A total of 226 participants provided valid tapping data in at least one trial, having already excluded all those who failed the pre-screening tests or the practice phase. For those participants who reported demographic information, ages ranged from 19 to 77 (M = 35.9, SD = 11.9), and 46% identified as female (54% as male).
Experiment 4
Participants were recruited online using Amazon Mechanical Turk and the same requirements described in Experiment 3. The complete experiment took approximately 15-20 minutes. A total of 144 participants provided valid tapping data in at least one trial, having excluded those who failed the pre-screening tests and practice phase. For those participants who reported demographic information, ages ranged from 18 to 69 (M = 36.4, SD = 9.97), and 51% identified as female (48% as male and 1% as other).
Appendix B Trialling mean asynchrony as an alternative measure to SD of asynchrony
Here we repeat the main analyses concerning tapping accuracy (Experiment 2 and 3) using mean asynchrony instead of SD of asynchrony (see Figure S6).

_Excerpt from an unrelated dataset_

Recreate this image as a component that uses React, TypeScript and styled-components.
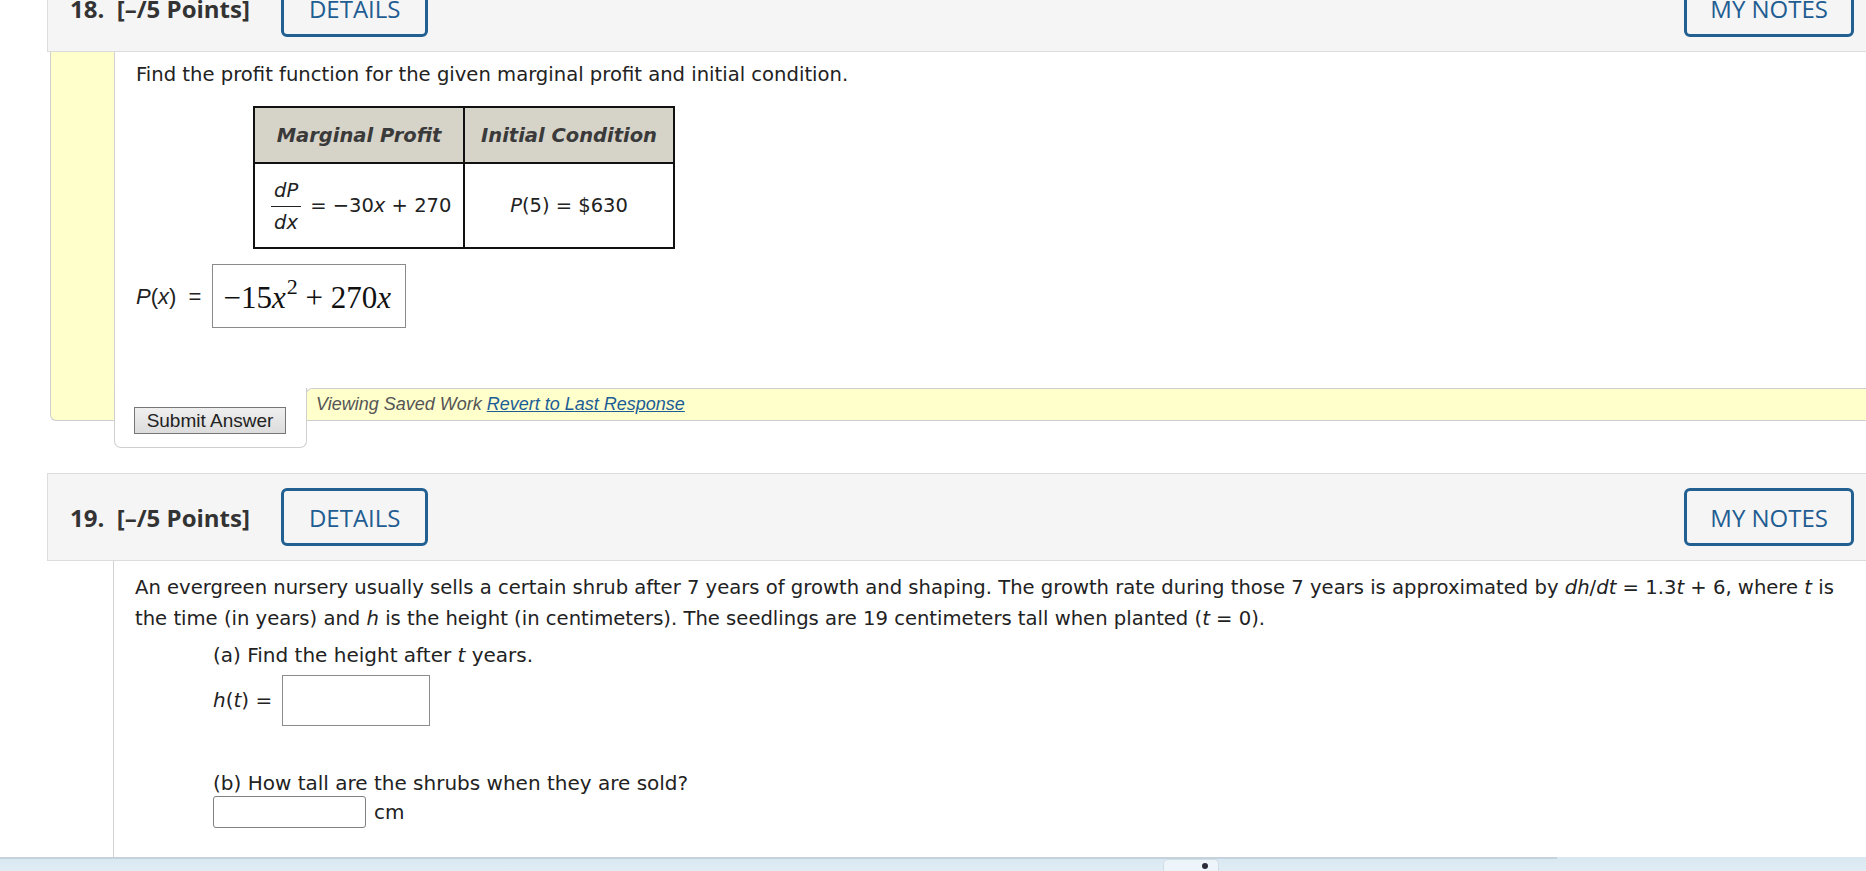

Overall, the results are very similar to the ones reported in the text using SD of asynchrony (see Figure 3 and 4, respectively).
Footnotes
↵1 There are two main methodological differences between the original experiment and the online replication: (i) the original experiment consisted of longer experimental sessions with few participants (N = 14; with 20 to 30 full chains per participant), and (ii) it did not mix the order of the iterations from different chains (participants had to complete a single chain before moving to the next one). In contrast, the online replication consisted of shorter sessions with more participants and mixed the order of the iterations from different chains.